24.kg news agency is full of ‘news’ citing anonymous sources in Social Democratic Party of Kyrgyzstan about Baisalov leaving Kyrgyzstan to ask for asylum in the embassies of different countries.  

Edil himself is quoted by Akipress saying that he went to Almaty to spend time with his friends over the weekend.  

Mistrust in Kyrgyz Central Election Commission

The Cental Election Commission continues its crusade for limiting the number of potential MPs. Some parties remain loyal to the ‘big sister’ and some unite with NGOs to express their mistrust in Commission’s actions.  Some parties support CEC in its decision to deregister Edil Baisalov an action that only a court may make decisions about).
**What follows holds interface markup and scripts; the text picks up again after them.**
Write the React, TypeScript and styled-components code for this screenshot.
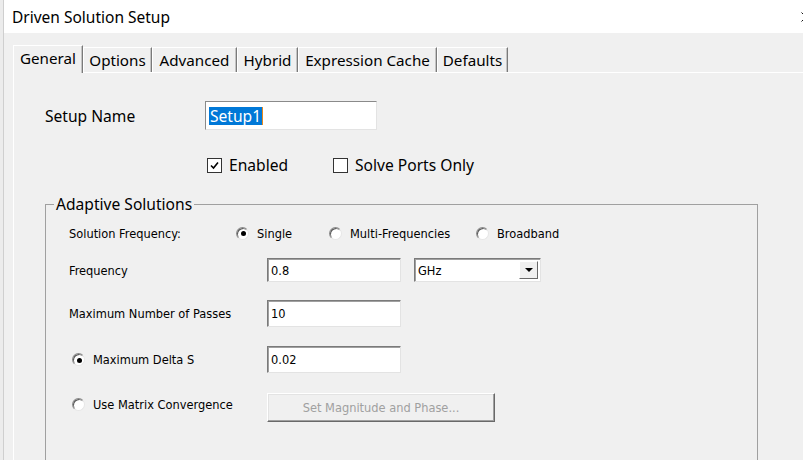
import React from "react";
import styled, { createGlobalStyle } from "styled-components";

const UI = `"Noto Sans", "Open Sans", sans-serif`;
const SMALL = `"DejaVu Sans Condensed", "Liberation Sans", sans-serif`;

const Global = createGlobalStyle`
  *, *::before, *::after { box-sizing: border-box; }
  html, body { margin: 0; padding: 0; background: #f0f0f0; overflow: hidden; }
  #root { width: 803px; height: 460px; overflow: hidden; }
`;

const Screen = styled.div`
  display: flex;
  width: 803px;
  height: 460px;
  overflow: hidden;
  background: #f0f0f0;
`;

const BehindWindow = styled.div`
  flex: 0 0 4px;
  background: #ececec;
  border-right: 1px solid #cfcfcf;
`;

const Dialog = styled.div`
  flex: 0 0 826px;
  display: flex;
  flex-direction: column;
`;

const TitleBar = styled.div`
  height: 33px;
  flex: 0 0 33px;
  background: #ffffff;
  display: flex;
  align-items: center;
  padding-left: 8px;
`;

const Title = styled.div`
  font-family: ${UI};
  font-size: 15.5px;
  color: #000;
  flex: 1;
`;

const CloseButton = styled.div`
  width: 48px;
  height: 33px;
  display: flex;
  align-items: center;
  justify-content: center;
`;

const Body = styled.div`
  flex: 1;
  display: flex;
  flex-direction: column;
  padding: 12px 0 0 9px;
  background: #f0f0f0;
`;

const TabStrip = styled.div`
  display: flex;
  align-items: flex-end;
  height: 27px;
  position: relative;
  z-index: 1;
`;

const Tab = styled.div<{ $w: number; $active?: boolean }>`
  width: ${(p) => p.$w}px;
  height: ${(p) => (p.$active ? 28 : 25)}px;
  margin-bottom: ${(p) => (p.$active ? -1 : 0)}px;
  display: flex;
  align-items: center;
  justify-content: center;
  padding-bottom: ${(p) => (p.$active ? 3 : 1)}px;
  font-family: ${UI};
  font-size: 15.2px;
  color: #000;
  background: #f0f0f0;
  border-top: 1px solid #ffffff;
  border-left: 1px solid #ffffff;
  border-right: 1px solid #7a7a7a;
  box-shadow: inset -1px 0 0 #c4c4c4;
`;

const Panel = styled.div`
  flex: 1;
  border-top: 1px solid #ffffff;
  border-left: 1px solid #ffffff;
  display: flex;
  flex-direction: column;
`;

const SetupRow = styled.div`
  display: flex;
  align-items: center;
  margin-top: 28px;
  padding-left: 31px;
`;

const BigLabel = styled.div<{ $w?: number }>`
  width: ${(p) => (p.$w ? `${p.$w}px` : "auto")};
  font-family: ${UI};
  font-size: 15.6px;
  color: #000;
`;

const NameInput = styled.div`
  width: 172px;
  height: 29px;
  background: #fff;
  border-top: 1px solid #8a8a8a;
  border-left: 1px solid #8a8a8a;
  border-right: 1px solid #e3e3e3;
  border-bottom: 1px solid #e3e3e3;
  display: flex;
  align-items: center;
  padding-left: 3px;
  font-family: ${UI};
  font-size: 15.6px;
`;

const Selected = styled.span`
  background: #0078d7;
  color: #fff;
  line-height: 18px;
  height: 18px;
  padding: 0 1px;
`;

const Caret = styled.span`
  width: 1px;
  height: 18px;
  background: #e8891c;
`;

const CheckRow = styled.div`
  display: flex;
  align-items: center;
  height: 20px;
  margin-top: 25px;
  padding-left: 193px;
`;

const CheckOption = styled.div<{ $w?: number }>`
  display: flex;
  align-items: center;
  gap: 7px;
  width: ${(p) => (p.$w ? `${p.$w}px` : "auto")};
`;

const CheckBox = styled.div`
  width: 15px;
  height: 15px;
  background: #fff;
  border: 1px solid #333;
  display: flex;
  align-items: center;
  justify-content: center;
`;

const Group = styled.fieldset`
  margin: 19px 0 0 31px;
  padding: 0;
  width: 713px;
  height: 300px;
  border: 1px solid #a0a0a0;
  min-width: 0;
`;

const Legend = styled.legend`
  margin-left: 8px;
  padding: 0 2px;
  font-family: ${UI};
  font-size: 15.6px;
  line-height: 20px;
  color: #000;
`;

const Row = styled.div<{ $top: number; $h: number }>`
  display: flex;
  align-items: center;
  margin-top: ${(p) => p.$top}px;
  height: ${(p) => p.$h}px;
  padding-left: 23px;
`;

const SmallLabel = styled.div<{ $w?: number }>`
  width: ${(p) => (p.$w ? `${p.$w}px` : "auto")};
  font-family: ${SMALL};
  font-size: 12.7px;
  color: #000;
`;

const RadioOption = styled.div<{ $w?: number; $indent?: number; $raise?: number }>`
  display: flex;
  align-items: center;
  gap: 8px;
  width: ${(p) => (p.$w ? `${p.$w}px` : "auto")};
  padding-left: ${(p) => p.$indent || 0}px;
  margin-bottom: ${(p) => (p.$raise || 0) * 2}px;
  font-family: ${SMALL};
  font-size: 12.7px;
  color: #000;
`;

const Radio = styled.div<{ $on?: boolean }>`
  width: 13px;
  height: 13px;
  border-radius: 50%;
  background: #fff;
  border: 1px solid;
  border-color: #8a8a8a #e6e6e6 #e6e6e6 #8a8a8a;
  box-shadow: inset 1px 1px 0 #5a5a5a;
  display: flex;
  align-items: center;
  justify-content: center;
  flex: 0 0 13px;
  &::after {
    content: "";
    display: ${(p) => (p.$on ? "block" : "none")};
    width: 5px;
    height: 5px;
    margin: 1px 0 0 1px;
    border-radius: 50%;
    background: #000;
  }
`;

const TextBox = styled.div<{ $w: number; $h: number }>`
  width: ${(p) => p.$w}px;
  height: ${(p) => p.$h}px;
  background: #fff;
  border-top: 1px solid #7a7a7a;
  border-left: 1px solid #7a7a7a;
  border-right: 1px solid #e3e3e3;
  border-bottom: 1px solid #e3e3e3;
  box-shadow: inset 1px 1px 0 #a0a0a0;
  display: flex;
  align-items: center;
  padding-left: 3px;
  font-family: ${SMALL};
  font-size: 12.7px;
  color: #000;
`;

const Combo = styled(TextBox)`
  margin-left: 13px;
  justify-content: space-between;
  padding-right: 2px;
`;

const ComboButton = styled.div`
  width: 19px;
  height: 18px;
  background: #f0f0f0;
  border-top: 1px solid #fff;
  border-left: 1px solid #fff;
  border-right: 1px solid #696969;
  border-bottom: 1px solid #696969;
  display: flex;
  align-items: center;
  justify-content: center;
`;

const Arrow = styled.div`
  width: 0;
  height: 0;
  border-left: 4px solid transparent;
  border-right: 4px solid transparent;
  border-top: 4px solid #000;
`;

const DisabledButton = styled.div`
  width: 228px;
  height: 29px;
  background: #f0f0f0;
  border-top: 1px solid #fff;
  border-left: 1px solid #fff;
  border-right: 1px solid #696969;
  border-bottom: 1px solid #696969;
  box-shadow: inset -1px -1px 0 #a0a0a0, inset 1px 1px 0 #e3e3e3;
  display: flex;
  align-items: center;
  justify-content: center;
  font-family: ${SMALL};
  font-size: 12.7px;
  color: #a0a0a0;
`;

const tabs: { label: string; w: number }[] = [
  { label: "General", w: 70 },
  { label: "Options", w: 69 },
  { label: "Advanced", w: 85 },
  { label: "Hybrid", w: 61 },
  { label: "Expression Cache", w: 139 },
  { label: "Defaults", w: 71 },
];

const Check = () => (
  <svg width="11" height="11" viewBox="0 0 11 11">
    <polyline points="2,5.5 4.5,8 9,2.5" fill="none" stroke="#000" strokeWidth="1.6" />
  </svg>
);

const CloseIcon = () => (
  <svg width="10" height="10" viewBox="0 0 10 10">
    <path d="M0.5 0.5 L9.5 9.5 M9.5 0.5 L0.5 9.5" stroke="#111" strokeWidth="1" />
  </svg>
);

export default function App() {
  return (
    <>
      <Global />
      <Screen>
        <BehindWindow />
        <Dialog>
          <TitleBar>
            <Title>Driven Solution Setup</Title>
            <CloseButton>
              <CloseIcon />
            </CloseButton>
          </TitleBar>
          <Body>
            <TabStrip>
              {tabs.map((t, i) => (
                <Tab key={t.label} $w={t.w} $active={i === 0}>
                  {t.label}
                </Tab>
              ))}
            </TabStrip>
            <Panel>
              <SetupRow>
                <BigLabel $w={160}>Setup Name</BigLabel>
                <NameInput>
                  <Selected>Setup1</Selected>
                  <Caret />
                </NameInput>
              </SetupRow>
              <CheckRow>
                <CheckOption $w={126}>
                  <CheckBox>
                    <Check />
                  </CheckBox>
                  <BigLabel>Enabled</BigLabel>
                </CheckOption>
                <CheckOption>
                  <CheckBox />
                  <BigLabel>Solve Ports Only</BigLabel>
                </CheckOption>
              </CheckRow>
              <Group>
                <Legend>Adaptive Solutions</Legend>
                <Row $top={7} $h={24}>
                  <SmallLabel $w={167}>Solution Frequency:</SmallLabel>
                  <RadioOption $w={93}>
                    <Radio $on />
                    Single
                  </RadioOption>
                  <RadioOption $w={147}>
                    <Radio />
                    Multi-Frequencies
                  </RadioOption>
                  <RadioOption>
                    <Radio />
                    Broadband
                  </RadioOption>
                </Row>
                <Row $top={13} $h={24}>
                  <SmallLabel $w={198}>Frequency</SmallLabel>
                  <TextBox $w={134} $h={24}>0.8</TextBox>
                  <Combo $w={127} $h={24}>
                    GHz
                    <ComboButton>
                      <Arrow />
                    </ComboButton>
                  </Combo>
                </Row>
                <Row $top={18} $h={27}>
                  <SmallLabel $w={198}>Maximum Number of Passes</SmallLabel>
                  <TextBox $w={134} $h={27}>10</TextBox>
                </Row>
                <Row $top={19} $h={27}>
                  <RadioOption $w={198} $indent={3}>
                    <Radio $on />
                    Maximum Delta S
                  </RadioOption>
                  <TextBox $w={134} $h={27}>0.02</TextBox>
                </Row>
                <Row $top={20} $h={29}>
                  <RadioOption $w={198} $indent={3} $raise={3}>
                    <Radio />
                    Use Matrix Convergence
                  </RadioOption>
                  <DisabledButton>Set Magnitude and Phase...</DisabledButton>
                </Row>
              </Group>
            </Panel>
          </Body>
        </Dialog>
      </Screen>
    </>
  );
}
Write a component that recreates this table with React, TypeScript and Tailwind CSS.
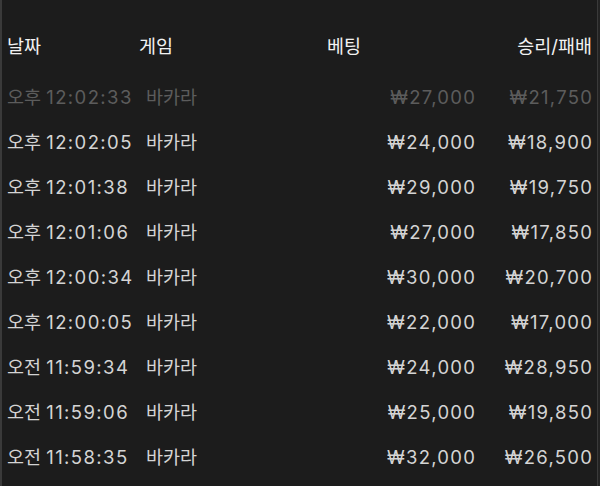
const rows = [
  { ampm: '오후', time: '12:02:33', bet: '₩27,000', result: '₩21,750', dim: true },
  { ampm: '오후', time: '12:02:05', bet: '₩24,000', result: '₩18,900' },
  { ampm: '오후', time: '12:01:38', bet: '₩29,000', result: '₩19,750' },
  { ampm: '오후', time: '12:01:06', bet: '₩27,000', result: '₩17,850' },
  { ampm: '오후', time: '12:00:34', bet: '₩30,000', result: '₩20,700' },
  { ampm: '오후', time: '12:00:05', bet: '₩22,000', result: '₩17,000' },
  { ampm: '오전', time: '11:59:34', bet: '₩24,000', result: '₩28,950' },
  { ampm: '오전', time: '11:59:06', bet: '₩25,000', result: '₩19,850' },
  { ampm: '오전', time: '11:58:35', bet: '₩32,000', result: '₩26,500' },
];

const App = () => {
  return (
    <div
      className="w-[600px] h-[486px] overflow-hidden bg-[#1c1c1c] flex"
      style={{ fontFamily: 'Inter, "Noto Sans CJK KR", sans-serif' }}
    >
      <div className="w-[2px] bg-[#3a3a3a]" />
      <section className="flex-1 flex flex-col">
        {/* header */}
        <div className="grid grid-cols-[132px_188px_148px_1fr] h-[45px] mt-[24px] items-center pl-[5px] pr-[5px] text-[18.5px] text-[#f2f2f2]">
          <div>날짜</div>
          <div>게임</div>
          <div>베팅</div>
          <div className="text-right">승리/패배</div>
        </div>

        {/* rows */}
        <div className="mt-[6px] flex flex-col">
          {rows.map((r, i) => (
            <div
              key={i}
              className={`grid grid-cols-[132px_188px_148px_1fr] h-[45px] items-center pl-[5px] pr-[5px] text-[18.5px] ${
                r.dim ? 'text-[#5c5c5c]' : 'text-[#d4d4d4]'
              }`}
            >
              <div className="whitespace-nowrap">
                {r.ampm} <span className="tracking-[1.4px]">{r.time}</span>
              </div>
              <div className="pl-[7px]">바카라</div>
              <div className="text-right">
                <span className="tracking-[1.3px] mr-[-1.3px]">{r.bet}</span>
              </div>
              <div className="text-right">
                <span className="tracking-[1.3px] mr-[-1.3px]">{r.result}</span>
              </div>
            </div>
          ))}
        </div>
      </section>
      <div className="w-[1px] bg-[#3a3a3a]" />
      <div className="w-[2px] bg-[#232323]" />
    </div>
  );
};

export default App;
It’s a pity that the system remains the same. Clon blogs, new presidential parties with 90% supporting them, deregistering candidates half way through, show trials. Will the new parliament (those who make it) shake up the system? 

Kyrgyz parties finalizing election party lists and complaining

Some Kyrgyz parties already finalized their party lists. It’s interesting to look at the lists from the diversity perspective. The 5-name list of opposition Ar Namys (Dignity) party, for example, includes a Kyrgyz woman – Bodosh Mamyrova – and one man with a Russian last name Valeriy Dil. Ar Namys notes that out of 100 candidates on their party list 48% are women and 40% represent different ethnic groups.

 Ata Meken (Homeland) party also has Russian Tatiana Ponomaryova (deputy chair of Bishkek city council) and one Russian man on their 5-name party list.

Meanwhile, youth political organizations are complaining that there are very few female leaders among them. These organizations might be uniting to ensure that youth’s views are represented not only in declarative party lists but also in the parliament.

There are some worries circulated in the media that the party lists will not get the minorities into the parliament.

I am closely following the situation and will be writing updates about it.